Vineeth Ravindra Chelur – Dual Degree CNS

Vineeth Ravindra Chelur received his MS Dual Degree in Computational Natural Sciences (CNS). His research work was supervised by Prof. Deva Priyakumar. Here’s a summary of  his research work on Sequence-Based Predictions of Binding Residues and Secondary Structures of Proteins using Deep Learning:

With the number of protein sequences increasing rapidly, it becomes imperative to have a basic idea of the function and structure of a protein before the three-dimensional structure becomes available. Protein-drug interactions play essential roles in many biological processes and therapeutics. Prediction of the active binding site of a protein helps discover and optimise these interactions leading to the design of better ligand molecules. The secondary structure provides clues to the shape that the protein can be expected to take. It tells us whether an amino acid belongs to a coil turn, alpha-helix or beta-sheet structure. Deep Learning is a class of machine learning algorithms that progressively uses multiple layers to extract higher-level features from raw input. Deep learning methods eliminate feature engineering for supervised learning tasks by translating the raw inputs into intermediate representations that capture the more abstract and composite information, removing redundancies in the original input. The rapid adoption and success of deep learning algorithms in various sections of structural biology beckon deep learning algorithms for accurate binding site detection and secondary structure prediction. 

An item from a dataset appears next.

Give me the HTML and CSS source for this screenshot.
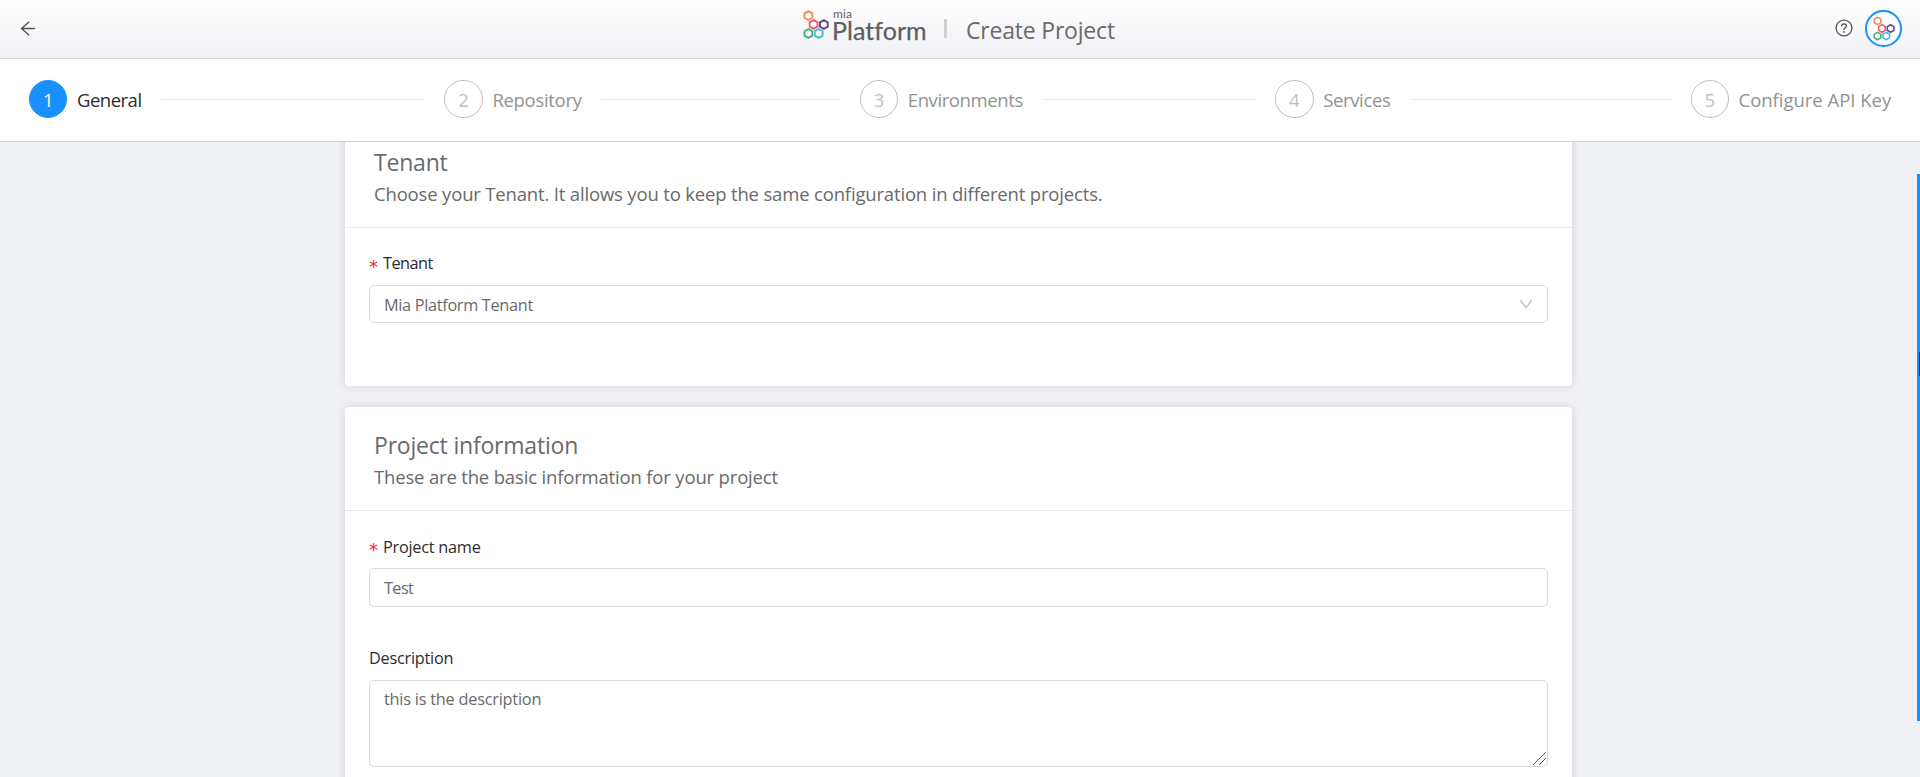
FILE: index.html
```
<!DOCTYPE html>
<html lang="en">
<head>
<meta charset="utf-8">
<title>Create Project</title>
<link rel="stylesheet" href="styles.css">
</head>
<body>
<svg class="defs" width="0" height="0">
  <symbol id="mark" viewBox="0 0 26 29">
    <g fill="none" stroke-width="1.9">
      <path stroke="#ee8e55" d="M5.4 1.2 9.3 3.4V7.8L5.4 10 1.5 7.8V3.4Z"/>
      <path stroke="#e5626b" d="M10.6 10.1 14.5 12.3V16.7L10.6 18.9 6.7 16.7V12.3Z"/>
      <path stroke="#5e4a8e" d="M20.8 10.1 24.7 12.3V16.7L20.8 18.9 16.9 16.7V12.3Z"/>
      <path stroke="#4fab7b" d="M5.4 19 9.3 21.2V25.6L5.4 27.8 1.5 25.6V21.2Z"/>
      <path stroke="#4bb8dc" d="M15.7 19 19.6 21.2V25.6L15.7 27.8 11.8 25.6V21.2Z"/>
    </g>
  </symbol>
</svg>
<header class="topbar">
  <div class="topbar-left">
    <svg class="back" width="16" height="16" viewBox="0 0 16 16"><path d="M15 7.5H1.8M9.2 .7 1.5 7.5 9.2 14.3" fill="none" stroke="#555" stroke-width="1.4"/></svg>
  </div>
  <div class="brand">
    <svg class="logo-mark" width="26" height="29"><use href="#mark"/></svg>
    <div class="logo-text"><span class="mia">mia</span><span class="platform">Platform</span></div>
    <span class="divider"></span>
    <h1 class="page-title">Create Project</h1>
  </div>
  <div class="topbar-right">
    <svg width="18" height="18" viewBox="0 0 18 18"><circle cx="9" cy="9" r="7.9" fill="none" stroke="#555" stroke-width="1.3"/><path d="M6.6 7.2C6.6 5.7 7.6 4.8 9 4.8S11.4 5.7 11.4 7C11.4 8.7 9 8.7 9 10.9" fill="none" stroke="#555" stroke-width="1.3"/><circle cx="9" cy="12.9" r=".85" fill="#555"/></svg>
    <span class="avatar"><svg width="22" height="25"><use href="#mark"/></svg></span>
  </div>
</header>
<nav class="steps">
  <div class="step active"><span class="num">1</span><span class="name s1">General</span></div>
  <div class="step"><span class="num">2</span><span class="name s2">Repository</span></div>
  <div class="step"><span class="num">3</span><span class="name s3">Environments</span></div>
  <div class="step"><span class="num">4</span><span class="name s4">Services</span></div>
  <div class="step"><span class="num">5</span><span class="name s5">Configure API Key</span></div>
</nav>
<main class="content">
  <section class="card card-tenant">
    <div class="card-head">
      <h2>Tenant</h2>
      <p>Choose your Tenant. It allows you to keep the same configuration in different projects.</p>
    </div>
    <div class="card-body">
      <div class="label label-tenant"><i class="req">*</i>Tenant</div>
      <div class="select"><span>Mia Platform Tenant</span><svg width="14" height="12" viewBox="0 0 14 12"><path d="M1.2 2 7 9.6 12.8 2" fill="none" stroke="#bfbfbf" stroke-width="1.3"/></svg></div>
    </div>
  </section>
  <section class="card card-info">
    <div class="card-head">
      <h2>Project information</h2>
      <p>These are the basic information for your project</p>
    </div>
    <div class="card-body">
      <div class="label label-name"><i class="req">*</i>Project name</div>
      <input class="input" type="text" value="Test">
      <div class="label label-desc">Description</div>
      <div class="area-wrap">
        <textarea class="textarea" spellcheck="false">this is the description</textarea>
        <svg class="grip" width="13" height="13" viewBox="0 0 13 13"><path d="M.5 12.5 12.5 .5M6.5 12.5 12.5 6.5" stroke="#555" stroke-width="1" stroke-linecap="square"/></svg>
      </div>
    </div>
  </section>
</main>
<div class="scroll-thumb"><span></span></div>
</body>
</html>
```
FILE: styles.css
```
* { box-sizing: border-box; }
body {
  margin: 0;
  height: 777px;
  overflow: hidden;
  display: flex;
  flex-direction: column;
  background: #f0f1f5;
  color: #6a6a6a;
  font-family: "Open Sans", "Noto Sans", sans-serif;
}
.defs { position: absolute; }
h1, h2, p { margin: 0; font-weight: 400; }

.topbar {
  flex: none;
  height: 59px;
  display: grid;
  grid-template-columns: 1fr auto 1fr;
  background: linear-gradient(#fff, #eff0f4);
  border-bottom: 1px solid #d5d7db;
}
.topbar-left { padding: 21px 0 0 20px; }
.back { display: block; }
.brand { display: flex; align-items: flex-start; width: 314px; }
.logo-mark { margin: 10px 0 0 0; flex: none; }
.logo-text { width: 92px; margin-left: 3px; display: flex; flex-direction: column; font-family: Lato, sans-serif; color: #5d5e60; white-space: nowrap; }
.mia { font-size: 12px; line-height: 12px; margin: 8px 0 0 1px; letter-spacing: .1px; }
.platform { font-size: 25px; line-height: 20px; letter-spacing: .05px; -webkit-text-stroke: .25px #5d5e60; }
.divider { width: 3px; height: 19px; margin: 19px 0 0 20px; background: #d0d1d3; }
.page-title { margin-left: 19px; font-size: 23px; line-height: 32px; margin-top: 14px; letter-spacing: -.2px; white-space: nowrap; }
.topbar-right { display: flex; justify-content: flex-end; padding: 10px 18px 0 0; gap: 12px; }
.topbar-right > svg { margin-top: 9px; }
.avatar { width: 37px; height: 37px; border: 2.5px solid #1890ff; border-radius: 50%; background: #fff; display: flex; align-items: center; justify-content: center; }

.steps {
  flex: none;
  height: 83px;
  padding: 21px 29px 0;
  display: flex;
  background: #fff;
  border-bottom: 1px solid #ced0d3;
}
.step { flex: 0 0 415.4px; height: 38px; display: flex; align-items: center; color: #929292; font-size: 18.5px; }
.step:last-child { flex: none; }
.step:not(:last-child)::after { content: ""; flex: 1; height: 1px; background: #e8e8e8; margin: 0 19px 0 19px; }
.num { flex: none; width: 38.4px; height: 38.4px; border: 1px solid #bfbfbf; border-radius: 50%; color: #bfbfbf; text-align: center; line-height: 38px; }
.active .num { background: #1890ff; border-color: #1890ff; color: #fff; }
.active { color: #2c2c2c; }
.name { margin-left: 9.6px; line-height: 38px; padding-top: 1px; white-space: nowrap; letter-spacing: -.5px; }
.s1 { width: 65px; }
.s2 { width: 90px; letter-spacing: -.3px; }
.s3 { width: 115px; letter-spacing: -.4px; }
.s4 { width: 68px; letter-spacing: -.35px; }
.s5 { letter-spacing: -.02px; }

.content { flex: 1; min-height: 0; overflow: hidden; padding: 0 348px 0 345px; }
.card { background: #fff; border-radius: 4px; box-shadow: 0 0 10px rgba(0, 0, 0, .12); }
.card-tenant { margin-top: -18px; height: 262px; }
.card-info { margin-top: 21px; height: 420px; }
.card-head { height: 104px; padding: 22px 29px 0; border-bottom: 1px solid #e8e8e8; }
.card-head h2 { font-size: 23px; line-height: 32px; letter-spacing: -.2px; }
.card-head p { font-size: 18.5px; line-height: 32px; letter-spacing: -.17px; white-space: nowrap; }
.card-body { padding: 23px 24px 0; font-size: 16.3px; letter-spacing: -.32px; }
.label { line-height: 25px; height: 34px; color: #2c2c2c; display: flex; letter-spacing: -.25px; }
.label-tenant { letter-spacing: -.55px; }
.label-name { line-height: 27px; }
.req { font-family: "DejaVu Sans", sans-serif; font-style: normal; font-size: 18px; line-height: 32px; color: #f5222d; width: 14px; letter-spacing: 0; }
.select, .input, .textarea { display: block; width: 1179px; border: 1px solid #d9d9d9; border-radius: 5px; background: #fff; color: #6a6a6a; font: inherit; letter-spacing: inherit; padding: 0 14px; }
.select { height: 38px; display: flex; align-items: center; justify-content: space-between; }
.select span { padding-top: 1px; }
.input { height: 39px; outline: 0; letter-spacing: -.6px; }
.label-desc { margin-top: 39px; }
.area-wrap { position: relative; width: 1179px; }
.textarea { height: 87px; padding: 5px 14px; line-height: 26px; resize: none; outline: 0; letter-spacing: -.22px; }
.grip { position: absolute; right: 2px; bottom: 2px; }

.scroll-thumb { position: absolute; right: 0; top: 174px; width: 3px; height: 547px; background: #1890ff; }
.scroll-thumb span { display: block; margin: 178px 0 0 2px; width: 1px; height: 24px; background: #001529; }
```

Protein-drug interactions play essential roles in many biological processes and therapeutics. Prediction of the active binding site of a protein helps discover and optimise these interactions leading to the design of better ligand molecules. The tertiary structure of a protein determines the binding sites available to the drug molecule. To quickly and accurately predict the binding site from sequence alone without utilising the three-dimensional structure is challenging. In the first study, a Residual Neural Network (leveraging skip connections) is implemented to predict a protein’s most active binding site. An Annotated Database of Druggable Binding Sites from the Protein DataBank, sc-PDB, is used for training the network. Features extracted from the Multiple Sequence Alignments (MSAs) of the protein generated using DeepMSA, such as Position-Specific Scoring Matrix (PSSM), Secondary Structure (SS3), and Relative Solvent Accessibility (RSA), are provided as input to the network. A weighted binary cross-entropy loss function is used to counter the substantial imbalance in the two classes of binding and non-binding residues. The network performs very well on single-chain proteins, providing a pocket that has good interactions with a ligand.